• _WHAT IS BEING ASKED_:
Quote the whole listing word for word. Do not include the pictures.

• _AVAILABLE DATA_:

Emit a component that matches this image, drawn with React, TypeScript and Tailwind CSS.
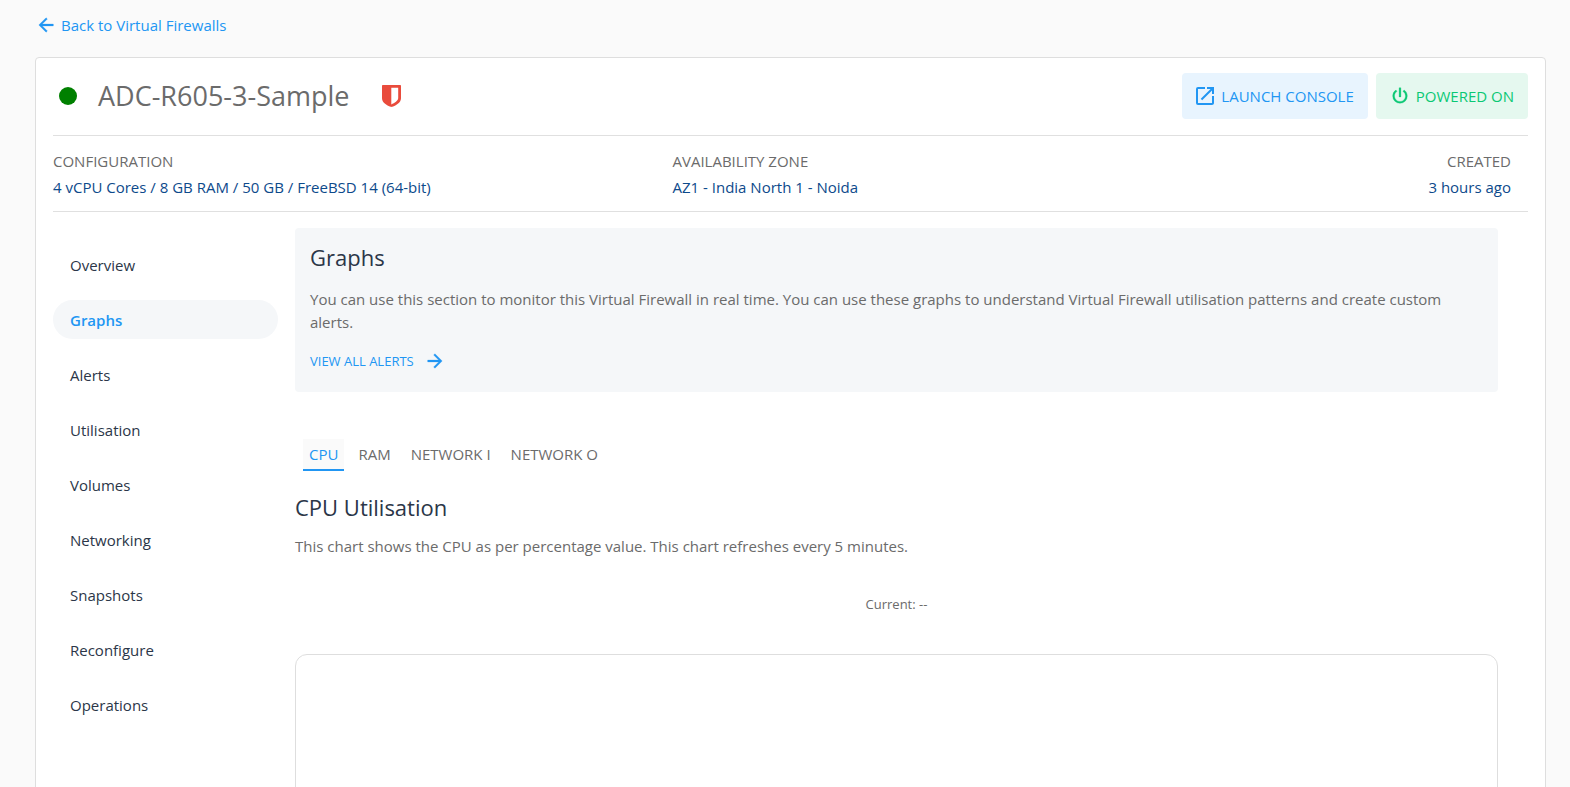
import type { ReactNode } from "react";
import { MdOpenInNew } from "react-icons/md";

const menu = [
  "Overview",
  "Graphs",
  "Alerts",
  "Utilisation",
  "Volumes",
  "Networking",
  "Snapshots",
  "Reconfigure",
  "Operations",
];

const tabs = ["CPU", "RAM", "NETWORK I", "NETWORK O"];

const arrowLeft = "M20 11v2H8l5.5 5.5-1.42 1.42L4.16 12l7.92-7.92L13.5 5.5 8 11z";
const arrowRight = "M4 11v2h12l-5.5 5.5 1.42 1.42L19.84 12l-7.92-7.92L10.5 5.5 16 11z";
const power =
  "M16.56 5.44l-1.45 1.45A6 6 0 0 1 18 12a6 6 0 0 1-12 0c0-2.17 1.16-4.06 2.88-5.12L7.44 5.44A7.96 7.96 0 0 0 4 12a8 8 0 0 0 16 0c0-2.72-1.36-5.12-3.44-6.56M13 3h-2v10h2z";

function Icon({ path }: { path: string }) {
  return (
    <svg
      viewBox="0 0 24 24"
      fill="currentColor"
      stroke="currentColor"
      strokeWidth="0.3"
      className="size-[22px] shrink-0"
      aria-hidden="true"
    >
      <path d={path} />
    </svg>
  );
}

function Shield() {
  return (
    <svg viewBox="0 0 19 22" className="ml-[33px] h-[22px] w-[19px]" aria-hidden="true">
      <path
        fill="#e94b3c"
        fillRule="evenodd"
        d="M.8 0h17.4c.5 0 .8.3.8.8v12.4c0 4.2-4.6 7-8.7 8.6-.5.2-1.100.2-1.600 0C4.600 20.200 0 17.400 0 13.200V.8C0 .3.3 0 .8 0zM9.300 2.800v16.600c3.200-1.500 6.900-3.600 6.900-6.400V2.800z"
      />
    </svg>
  );
}

function Fact({ label, children, className }: { label: string; children: ReactNode; className: string }) {
  return (
    <div className={className}>
      <dt>{label}</dt>
      <dd className="text-[#0d4a8b]">{children}</dd>
    </div>
  );
}

export default function App() {
  return (
    <div className="h-screen overflow-hidden bg-[#fafafa] pr-6 pl-[35px] font-['Open_Sans',sans-serif] text-[15px] leading-[26px] text-[#6b6b6b]">
      <a href="#firewalls" className="flex h-[57px] w-fit items-center gap-1 pb-2 text-[#2196f3]">
        <Icon path={arrowLeft} />
        Back to Virtual Firewalls
      </a>

      <main className="min-h-screen rounded border border-[#dedede] bg-white px-[17px]">
        <header className="flex items-center justify-between border-b border-[#e0e0e0] pt-[15px] pb-4">
          <div className="flex items-center pl-[6px]">
            <span className="size-[18px] rounded-full bg-[#008000]" role="img" aria-label="Running" />
            <h1 className="ml-[21px] text-[27px] leading-9">ADC-R605-3-Sample</h1>
            <Shield />
          </div>
          <div className="flex gap-2">
            <button type="button" className="flex h-[46px] items-center gap-1 rounded bg-[#e8f4fe] pr-[14px] pl-[11px] text-[#2196f3]">
              <MdOpenInNew className="size-6" aria-hidden="true" />
              LAUNCH CONSOLE
            </button>
            <button type="button" className="flex h-[46px] items-center gap-[5px] rounded bg-[#e5f8ef] pr-[14px] pl-[13px] text-[#0ac874]">
              <Icon path={power} />
              POWERED ON
            </button>
          </div>
        </header>

        <dl className="flex border-b border-[#e0e0e0] pt-3 pb-[11px]">
          <Fact label="CONFIGURATION" className="w-[42%]">4 vCPU Cores / 8 GB RAM / 50 GB / FreeBSD 14 (64-bit)</Fact>
          <Fact label="AVAILABILITY ZONE" className="flex-1">AZ1 - India North 1 - Noida</Fact>
          <Fact label="CREATED" className="pr-[17px] text-right">3 hours ago</Fact>
        </dl>

        <div className="flex gap-[17px] pt-4 pr-[30px]">
          <nav className="flex w-[225px] shrink-0 flex-col gap-4 pt-[17px]">
            {menu.map((item) => (
              <a
                key={item}
                href={"#" + item.toLowerCase()}
                className={
                  item === "Graphs"
                    ? "flex h-[39px] items-center rounded-full bg-[#f5f7f9] px-[17px] font-semibold text-[#2196f3]"
                    : "flex h-[39px] items-center rounded-full px-[17px] text-[#2b3648]"
                }
              >
                {item}
              </a>
            ))}
          </nav>

          <div className="min-w-0 flex-1">
            <section className="rounded bg-[#f5f7f9] px-[15px] pt-[13px] pb-[18px]">
              <h2 className="text-[22px] leading-8 text-[#2b3648]">Graphs</h2>
              <p className="mt-[15px] leading-[23px]">
                You can use this section to monitor this Virtual Firewall in real time. You can use these graphs to
                understand Virtual Firewall utilisation patterns and create custom alerts.
              </p>
              <a href="#alerts" className="mt-[14px] flex w-fit items-center gap-[10px] text-[13px] text-[#2196f3]">
                VIEW ALL ALERTS
                <Icon path={arrowRight} />
              </a>
            </section>

            <div role="tablist" className="mt-[47px] flex gap-2 pl-2">
              {tabs.map((tab) => (
                <button
                  key={tab}
                  type="button"
                  role="tab"
                  aria-selected={tab === "CPU"}
                  className={
                    tab === "CPU"
                      ? "h-8 border-b-2 border-[#2196f3] bg-[#fafafa] px-[6px] text-[#2196f3]"
                      : "h-8 border-b-2 border-transparent px-[6px]"
                  }
                >
                  {tab}
                </button>
              ))}
            </div>

            <h2 className="mt-5 text-[22px] leading-8 text-[#2b3648]">CPU Utilisation</h2>
            <p className="mt-[10px]">This chart shows the CPU as per percentage value. This chart refreshes every 5 minutes.</p>
            <p className="mt-8 text-center text-[13px]">Current: --</p>
            <div className="mt-[37px] h-[400px] rounded-xl border border-[#dedede]" />
          </div>
        </div>
      </main>
    </div>
  );
}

• _EXERCISE ANSWER_:
Emit a component that matches this image, drawn with React, TypeScript and Tailwind CSS.
import type { ReactNode } from "react";
import { MdOpenInNew } from "react-icons/md";

const menu = [
  "Overview",
  "Graphs",
  "Alerts",
  "Utilisation",
  "Volumes",
  "Networking",
  "Snapshots",
  "Reconfigure",
  "Operations",
];

const tabs = ["CPU", "RAM", "NETWORK I", "NETWORK O"];

const arrowLeft = "M20 11v2H8l5.5 5.5-1.42 1.42L4.16 12l7.92-7.92L13.5 5.5 8 11z";
const arrowRight = "M4 11v2h12l-5.5 5.5 1.42 1.42L19.84 12l-7.92-7.92L10.5 5.5 16 11z";
const power =
  "M16.56 5.44l-1.45 1.45A6 6 0 0 1 18 12a6 6 0 0 1-12 0c0-2.17 1.16-4.06 2.88-5.12L7.44 5.44A7.96 7.96 0 0 0 4 12a8 8 0 0 0 16 0c0-2.72-1.36-5.12-3.44-6.56M13 3h-2v10h2z";

function Icon({ path }: { path: string }) {
  return (
    <svg
      viewBox="0 0 24 24"
      fill="currentColor"
      stroke="currentColor"
      strokeWidth="0.3"
      className="size-[22px] shrink-0"
      aria-hidden="true"
    >
      <path d={path} />
    </svg>
  );
}

function Shield() {
  return (
    <svg viewBox="0 0 19 22" className="ml-[33px] h-[22px] w-[19px]" aria-hidden="true">
      <path
        fill="#e94b3c"
        fillRule="evenodd"
        d="M.8 0h17.4c.5 0 .8.3.8.8v12.4c0 4.2-4.6 7-8.7 8.6-.5.2-1.100.2-1.600 0C4.600 20.200 0 17.400 0 13.200V.8C0 .3.3 0 .8 0zM9.300 2.800v16.600c3.200-1.500 6.900-3.600 6.900-6.400V2.800z"
      />
    </svg>
  );
}

function Fact({ label, children, className }: { label: string; children: ReactNode; className: string }) {
  return (
    <div className={className}>
      <dt>{label}</dt>
      <dd className="text-[#0d4a8b]">{children}</dd>
    </div>
  );
}

export default function App() {
  return (
    <div className="h-screen overflow-hidden bg-[#fafafa] pr-6 pl-[35px] font-['Open_Sans',sans-serif] text-[15px] leading-[26px] text-[#6b6b6b]">
      <a href="#firewalls" className="flex h-[57px] w-fit items-center gap-1 pb-2 text-[#2196f3]">
        <Icon path={arrowLeft} />
        Back to Virtual Firewalls
      </a>

      <main className="min-h-screen rounded border border-[#dedede] bg-white px-[17px]">
        <header className="flex items-center justify-between border-b border-[#e0e0e0] pt-[15px] pb-4">
          <div className="flex items-center pl-[6px]">
            <span className="size-[18px] rounded-full bg-[#008000]" role="img" aria-label="Running" />
            <h1 className="ml-[21px] text-[27px] leading-9">ADC-R605-3-Sample</h1>
            <Shield />
          </div>
          <div className="flex gap-2">
            <button type="button" className="flex h-[46px] items-center gap-1 rounded bg-[#e8f4fe] pr-[14px] pl-[11px] text-[#2196f3]">
              <MdOpenInNew className="size-6" aria-hidden="true" />
              LAUNCH CONSOLE
            </button>
            <button type="button" className="flex h-[46px] items-center gap-[5px] rounded bg-[#e5f8ef] pr-[14px] pl-[13px] text-[#0ac874]">
              <Icon path={power} />
              POWERED ON
            </button>
          </div>
        </header>

        <dl className="flex border-b border-[#e0e0e0] pt-3 pb-[11px]">
          <Fact label="CONFIGURATION" className="w-[42%]">4 vCPU Cores / 8 GB RAM / 50 GB / FreeBSD 14 (64-bit)</Fact>
          <Fact label="AVAILABILITY ZONE" className="flex-1">AZ1 - India North 1 - Noida</Fact>
          <Fact label="CREATED" className="pr-[17px] text-right">3 hours ago</Fact>
        </dl>

        <div className="flex gap-[17px] pt-4 pr-[30px]">
          <nav className="flex w-[225px] shrink-0 flex-col gap-4 pt-[17px]">
            {menu.map((item) => (
              <a
                key={item}
                href={"#" + item.toLowerCase()}
                className={
                  item === "Graphs"
                    ? "flex h-[39px] items-center rounded-full bg-[#f5f7f9] px-[17px] font-semibold text-[#2196f3]"
                    : "flex h-[39px] items-center rounded-full px-[17px] text-[#2b3648]"
                }
              >
                {item}
              </a>
            ))}
          </nav>

          <div className="min-w-0 flex-1">
            <section className="rounded bg-[#f5f7f9] px-[15px] pt-[13px] pb-[18px]">
              <h2 className="text-[22px] leading-8 text-[#2b3648]">Graphs</h2>
              <p className="mt-[15px] leading-[23px]">
                You can use this section to monitor this Virtual Firewall in real time. You can use these graphs to
                understand Virtual Firewall utilisation patterns and create custom alerts.
              </p>
              <a href="#alerts" className="mt-[14px] flex w-fit items-center gap-[10px] text-[13px] text-[#2196f3]">
                VIEW ALL ALERTS
                <Icon path={arrowRight} />
              </a>
            </section>

            <div role="tablist" className="mt-[47px] flex gap-2 pl-2">
              {tabs.map((tab) => (
                <button
                  key={tab}
                  type="button"
                  role="tab"
                  aria-selected={tab === "CPU"}
                  className={
                    tab === "CPU"
                      ? "h-8 border-b-2 border-[#2196f3] bg-[#fafafa] px-[6px] text-[#2196f3]"
                      : "h-8 border-b-2 border-transparent px-[6px]"
                  }
                >
                  {tab}
                </button>
              ))}
            </div>

            <h2 className="mt-5 text-[22px] leading-8 text-[#2b3648]">CPU Utilisation</h2>
            <p className="mt-[10px]">This chart shows the CPU as per percentage value. This chart refreshes every 5 minutes.</p>
            <p className="mt-8 text-center text-[13px]">Current: --</p>
            <div className="mt-[37px] h-[400px] rounded-xl border border-[#dedede]" />
          </div>
        </div>
      </main>
    </div>
  );
}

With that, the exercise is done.